Você tem se exercitado nas boas obras? Ou acha que a fé, desprovida destas, basta-se a si mesma? (Tiago 2.1 .Como é triste um pastor desprovido de obras! Não prega, não visita, não consola e não cuida do rebanho. Todavia, faz questão de ostentar o báculo e o cajado. Lutero, segundo alguns de seus biógrafos, trabalhava até à exaustão. Assim também era o meu pastor. Não foram poucas as vezes que, ao chegar à igreja, vi-o aprontar o templo para o culto. Jamais deixou de ser diácono, nunca abandonou o ofício de presbítero, fazia o trabalho de um evangelista e tinha sempre em mente os afazeres de pastor.

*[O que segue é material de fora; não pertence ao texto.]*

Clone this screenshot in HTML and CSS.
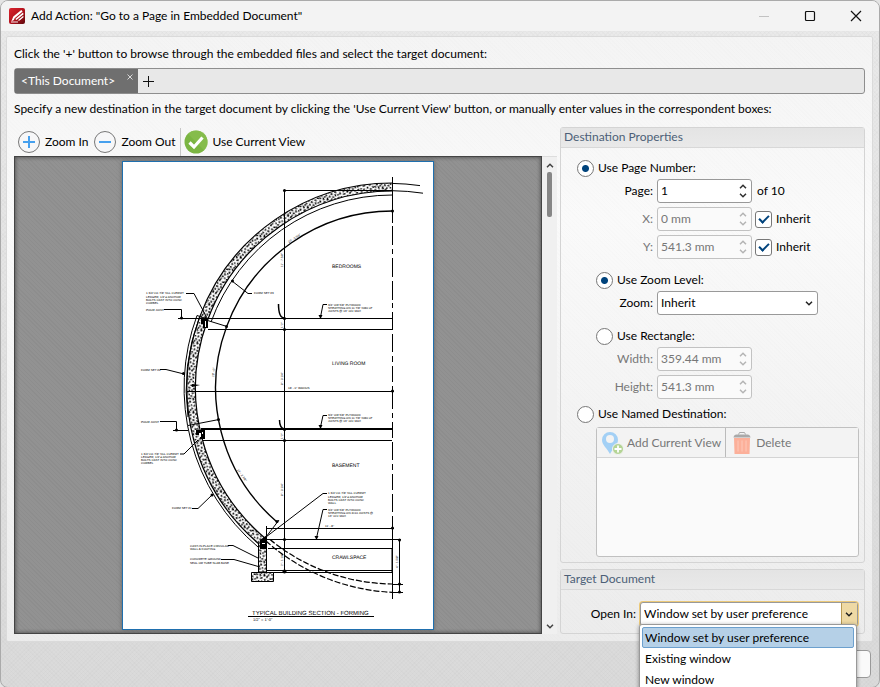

Pastor Roberto Montanheiro foi recolhido às mansões celestes, onde aguarda a ressurreição dos santos. Ele exercitou-se na piedade e, na piedade, foi um singular exemplo.

Você pode ostentar todos os títulos, mas se não for reconhecido como um obreiro piedoso, de que lhe valerão todas as conquistas intelectuais e eclesiásticas? Para Tomás de Kempis ser piedoso é imitar a Cristo. Em sua obra imortal, diz ele como devemos andar: “A vida do bom religioso deve ser ornada de todas as virtudes, para que corresponda o interior ao que por fora veem os homens; e com razão, ainda mais perfeito deve ser no interior do que por fora parece, pois lá penetra o olhar perscrutador de Deus, a quem devemos suma reverência, em qualquer lugar onde estivermos, e em cuja presença cumpre andar com pureza angélica”.

Se não fomos conhecidos por nossa piedade, jamais seremos reconhecidos como homens de Deus.